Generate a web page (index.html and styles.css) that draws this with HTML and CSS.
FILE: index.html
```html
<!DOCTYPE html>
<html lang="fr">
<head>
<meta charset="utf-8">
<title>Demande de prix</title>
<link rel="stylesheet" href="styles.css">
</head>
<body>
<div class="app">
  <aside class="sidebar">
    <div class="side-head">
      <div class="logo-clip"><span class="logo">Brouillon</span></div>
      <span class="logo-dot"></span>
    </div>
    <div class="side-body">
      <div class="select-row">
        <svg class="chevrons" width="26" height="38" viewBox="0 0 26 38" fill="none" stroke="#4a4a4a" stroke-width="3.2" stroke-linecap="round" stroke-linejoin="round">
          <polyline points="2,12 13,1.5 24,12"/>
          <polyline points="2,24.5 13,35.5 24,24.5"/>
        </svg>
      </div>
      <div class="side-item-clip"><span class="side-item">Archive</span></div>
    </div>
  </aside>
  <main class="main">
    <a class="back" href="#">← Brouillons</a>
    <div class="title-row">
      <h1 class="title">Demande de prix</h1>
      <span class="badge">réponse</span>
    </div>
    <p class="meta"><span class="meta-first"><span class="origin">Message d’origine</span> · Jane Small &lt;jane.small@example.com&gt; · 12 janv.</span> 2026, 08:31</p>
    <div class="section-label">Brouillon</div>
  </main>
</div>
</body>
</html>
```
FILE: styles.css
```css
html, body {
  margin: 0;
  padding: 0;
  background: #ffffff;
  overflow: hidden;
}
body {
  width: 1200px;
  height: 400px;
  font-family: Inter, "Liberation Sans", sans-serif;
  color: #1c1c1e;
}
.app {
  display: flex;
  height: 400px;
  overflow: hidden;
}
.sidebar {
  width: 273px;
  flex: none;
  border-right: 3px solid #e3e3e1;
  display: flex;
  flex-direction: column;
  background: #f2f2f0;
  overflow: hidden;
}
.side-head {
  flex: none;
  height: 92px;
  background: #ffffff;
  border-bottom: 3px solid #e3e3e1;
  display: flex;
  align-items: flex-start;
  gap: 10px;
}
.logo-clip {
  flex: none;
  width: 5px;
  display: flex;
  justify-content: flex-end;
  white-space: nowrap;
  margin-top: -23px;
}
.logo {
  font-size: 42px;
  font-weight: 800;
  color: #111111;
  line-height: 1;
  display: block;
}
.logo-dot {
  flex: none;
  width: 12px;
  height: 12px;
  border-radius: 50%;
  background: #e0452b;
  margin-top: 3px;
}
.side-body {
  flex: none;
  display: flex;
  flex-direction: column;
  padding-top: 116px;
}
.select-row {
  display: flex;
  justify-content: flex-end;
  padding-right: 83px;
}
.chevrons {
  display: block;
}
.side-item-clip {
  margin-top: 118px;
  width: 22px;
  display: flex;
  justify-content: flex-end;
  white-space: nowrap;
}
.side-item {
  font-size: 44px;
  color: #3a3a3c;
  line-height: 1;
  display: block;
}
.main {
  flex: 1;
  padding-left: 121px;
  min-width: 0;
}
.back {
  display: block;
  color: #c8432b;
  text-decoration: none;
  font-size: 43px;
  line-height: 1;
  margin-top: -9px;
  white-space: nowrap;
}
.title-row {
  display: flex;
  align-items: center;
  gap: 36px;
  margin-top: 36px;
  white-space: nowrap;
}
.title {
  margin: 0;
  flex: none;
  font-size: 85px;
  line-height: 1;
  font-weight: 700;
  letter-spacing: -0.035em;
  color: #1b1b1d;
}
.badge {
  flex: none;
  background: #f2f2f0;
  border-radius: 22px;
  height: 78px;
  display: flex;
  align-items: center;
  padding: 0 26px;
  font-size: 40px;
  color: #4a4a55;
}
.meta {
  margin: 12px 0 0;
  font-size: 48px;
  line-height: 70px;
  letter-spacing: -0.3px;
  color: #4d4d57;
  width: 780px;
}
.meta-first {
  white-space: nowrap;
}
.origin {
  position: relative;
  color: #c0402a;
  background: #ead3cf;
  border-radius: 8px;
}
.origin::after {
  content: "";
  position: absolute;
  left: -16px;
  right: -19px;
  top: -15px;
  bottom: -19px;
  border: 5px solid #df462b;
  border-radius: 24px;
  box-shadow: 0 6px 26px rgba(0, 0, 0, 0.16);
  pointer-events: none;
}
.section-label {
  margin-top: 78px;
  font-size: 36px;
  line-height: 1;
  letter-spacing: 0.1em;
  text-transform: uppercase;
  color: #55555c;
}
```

...

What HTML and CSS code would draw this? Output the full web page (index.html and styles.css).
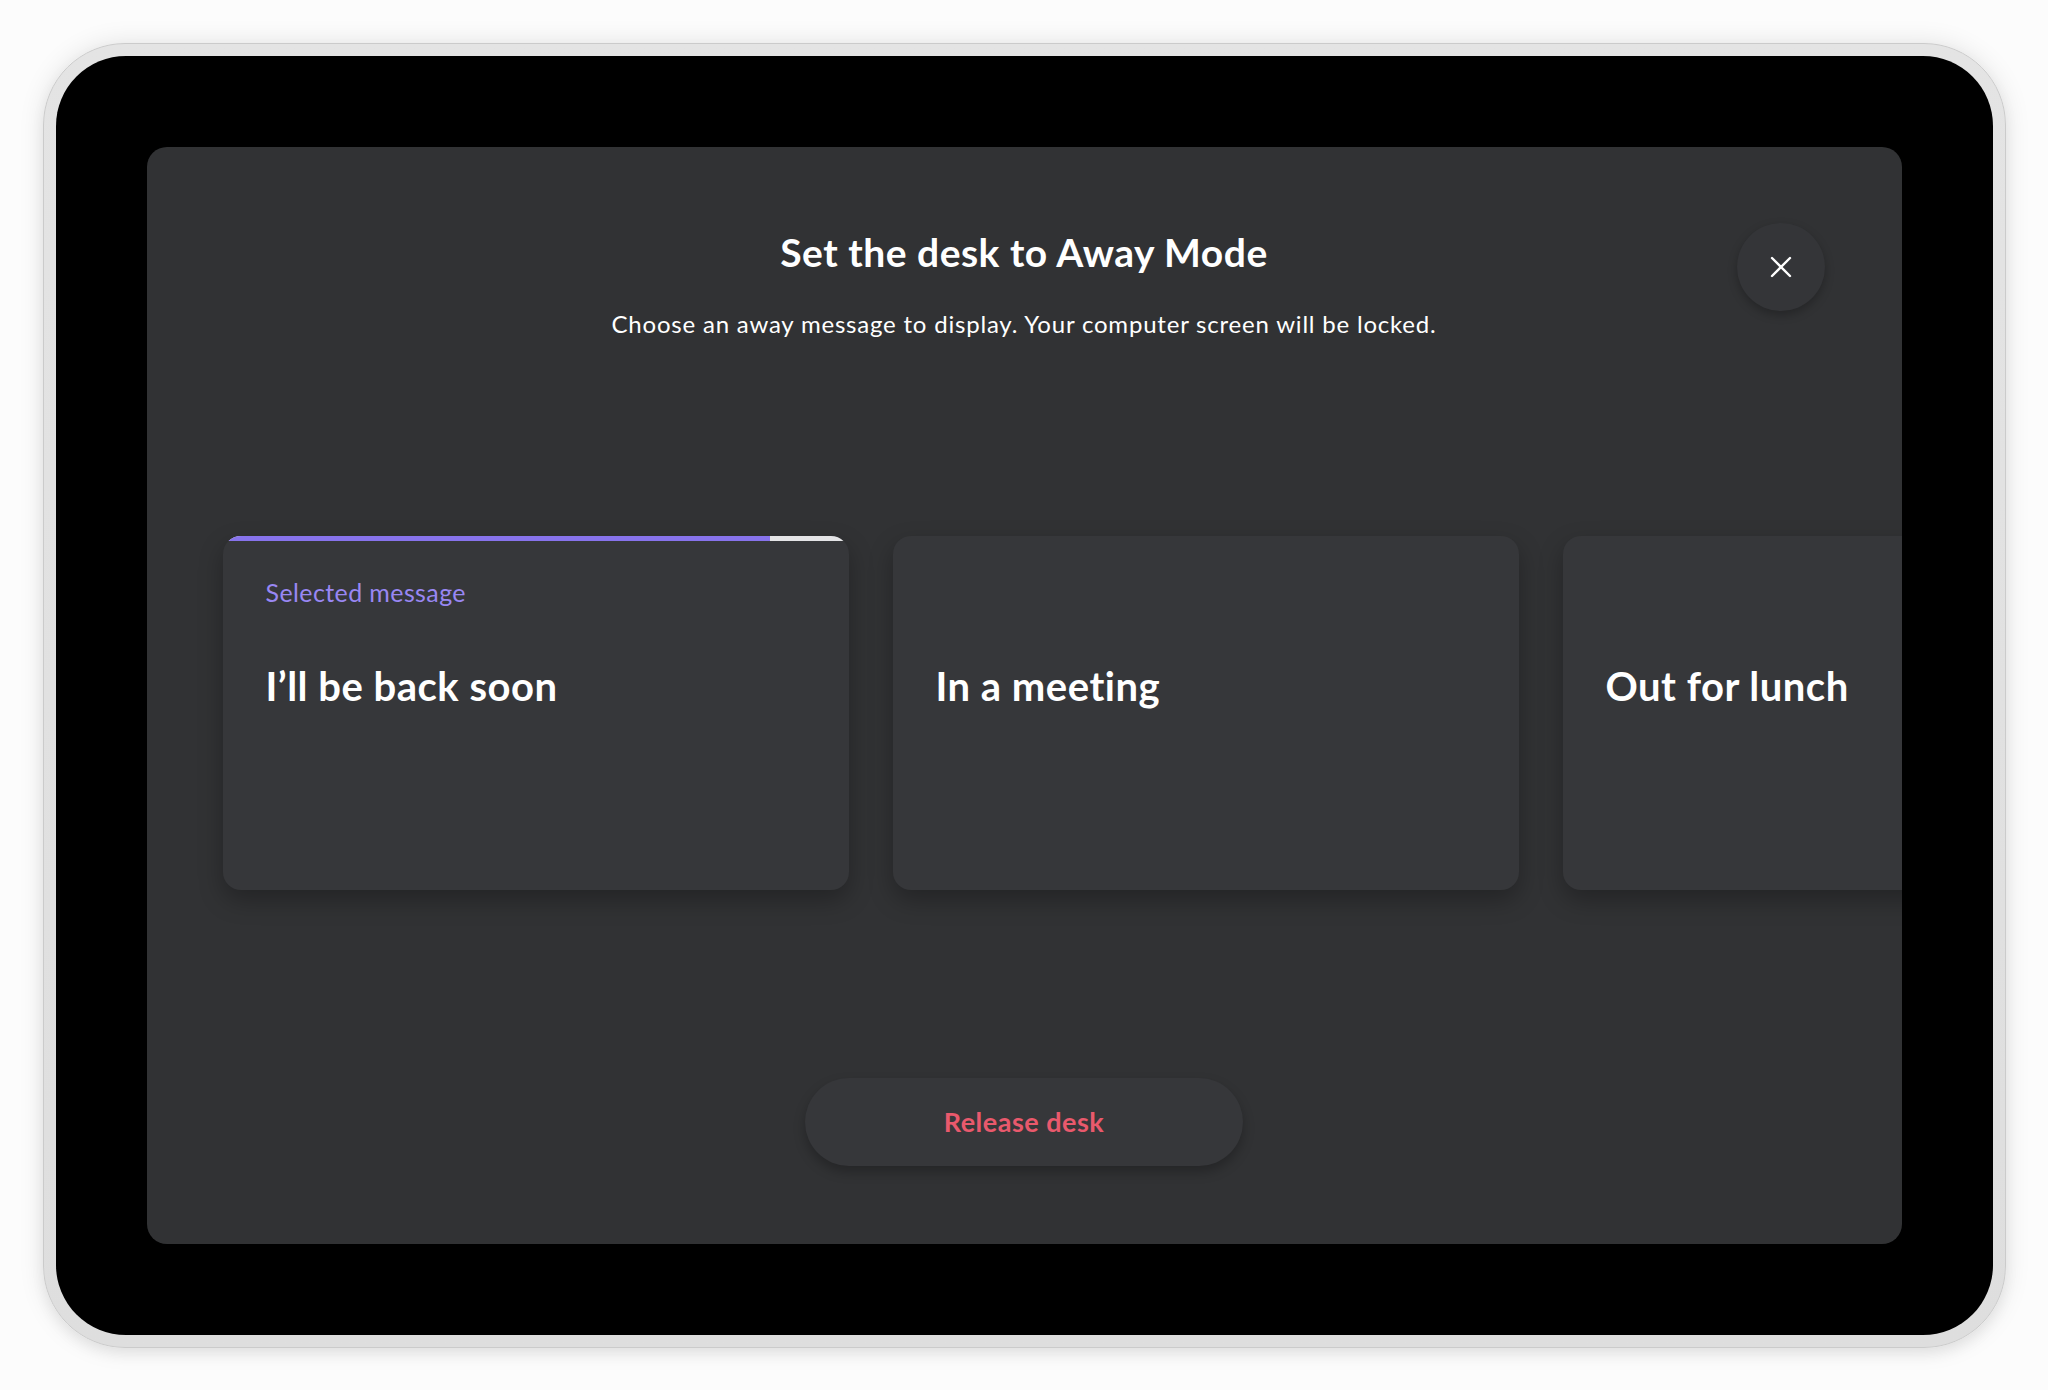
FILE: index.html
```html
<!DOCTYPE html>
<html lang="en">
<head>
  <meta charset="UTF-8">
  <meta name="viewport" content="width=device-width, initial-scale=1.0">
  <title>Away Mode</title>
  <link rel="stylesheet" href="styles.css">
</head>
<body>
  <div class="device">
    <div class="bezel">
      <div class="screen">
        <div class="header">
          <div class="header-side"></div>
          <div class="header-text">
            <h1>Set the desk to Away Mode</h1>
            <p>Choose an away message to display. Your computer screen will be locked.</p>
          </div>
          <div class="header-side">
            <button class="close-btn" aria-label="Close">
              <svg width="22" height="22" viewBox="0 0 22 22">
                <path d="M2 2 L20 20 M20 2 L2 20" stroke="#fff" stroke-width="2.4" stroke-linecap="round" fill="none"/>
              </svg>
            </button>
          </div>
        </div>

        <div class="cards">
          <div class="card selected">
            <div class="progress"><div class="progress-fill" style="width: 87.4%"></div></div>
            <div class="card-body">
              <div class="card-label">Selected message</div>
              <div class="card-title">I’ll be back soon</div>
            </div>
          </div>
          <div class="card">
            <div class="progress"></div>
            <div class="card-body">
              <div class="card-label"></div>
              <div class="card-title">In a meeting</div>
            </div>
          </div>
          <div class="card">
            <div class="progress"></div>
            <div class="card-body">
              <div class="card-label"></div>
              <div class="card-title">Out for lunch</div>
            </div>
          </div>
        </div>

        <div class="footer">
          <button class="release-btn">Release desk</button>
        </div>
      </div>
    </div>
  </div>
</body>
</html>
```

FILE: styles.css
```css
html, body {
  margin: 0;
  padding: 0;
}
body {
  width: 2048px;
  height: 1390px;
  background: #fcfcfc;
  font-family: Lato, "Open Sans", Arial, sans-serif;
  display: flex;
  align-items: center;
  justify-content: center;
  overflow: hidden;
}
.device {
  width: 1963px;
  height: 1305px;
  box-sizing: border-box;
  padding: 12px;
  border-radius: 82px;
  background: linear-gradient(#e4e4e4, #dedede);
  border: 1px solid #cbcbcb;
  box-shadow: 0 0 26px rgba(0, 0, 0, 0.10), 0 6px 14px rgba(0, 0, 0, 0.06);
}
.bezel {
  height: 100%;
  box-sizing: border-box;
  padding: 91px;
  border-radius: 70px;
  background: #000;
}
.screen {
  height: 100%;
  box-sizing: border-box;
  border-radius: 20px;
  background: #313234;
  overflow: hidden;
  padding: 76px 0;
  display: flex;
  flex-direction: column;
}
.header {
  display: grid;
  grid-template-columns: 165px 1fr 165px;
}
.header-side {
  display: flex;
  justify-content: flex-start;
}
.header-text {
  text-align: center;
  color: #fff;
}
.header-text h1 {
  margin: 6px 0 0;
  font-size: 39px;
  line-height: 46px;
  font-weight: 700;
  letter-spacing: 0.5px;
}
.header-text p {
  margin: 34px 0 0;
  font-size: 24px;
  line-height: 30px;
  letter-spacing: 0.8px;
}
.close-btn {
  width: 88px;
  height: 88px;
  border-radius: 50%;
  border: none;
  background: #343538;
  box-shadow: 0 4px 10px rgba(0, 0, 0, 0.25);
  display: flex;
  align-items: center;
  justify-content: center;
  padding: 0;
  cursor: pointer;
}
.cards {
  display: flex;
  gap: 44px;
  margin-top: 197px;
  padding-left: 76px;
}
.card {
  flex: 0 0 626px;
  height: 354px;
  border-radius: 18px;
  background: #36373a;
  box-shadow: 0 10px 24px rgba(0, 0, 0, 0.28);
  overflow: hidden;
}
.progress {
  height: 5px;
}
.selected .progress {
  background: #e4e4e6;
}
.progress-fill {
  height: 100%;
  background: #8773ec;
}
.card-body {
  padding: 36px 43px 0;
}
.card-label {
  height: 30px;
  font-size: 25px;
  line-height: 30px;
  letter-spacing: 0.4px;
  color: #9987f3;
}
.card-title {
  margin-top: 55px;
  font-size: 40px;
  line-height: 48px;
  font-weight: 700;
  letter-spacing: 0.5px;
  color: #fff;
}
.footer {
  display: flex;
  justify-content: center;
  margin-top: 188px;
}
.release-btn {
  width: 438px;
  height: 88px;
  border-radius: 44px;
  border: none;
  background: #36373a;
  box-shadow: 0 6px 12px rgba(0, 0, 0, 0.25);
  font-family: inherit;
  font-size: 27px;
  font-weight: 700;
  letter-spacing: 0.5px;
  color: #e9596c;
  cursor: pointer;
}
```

- **GIVEN PROBLEM**
From the listing above, copy every line that includes the word "index".

- **ANSWER FOR THE TASK**
Generate a web page (index.html and styles.css) that draws this with HTML and CSS.
FILE: index.html
What HTML and CSS code would draw this? Output the full web page (index.html and styles.css).
FILE: index.html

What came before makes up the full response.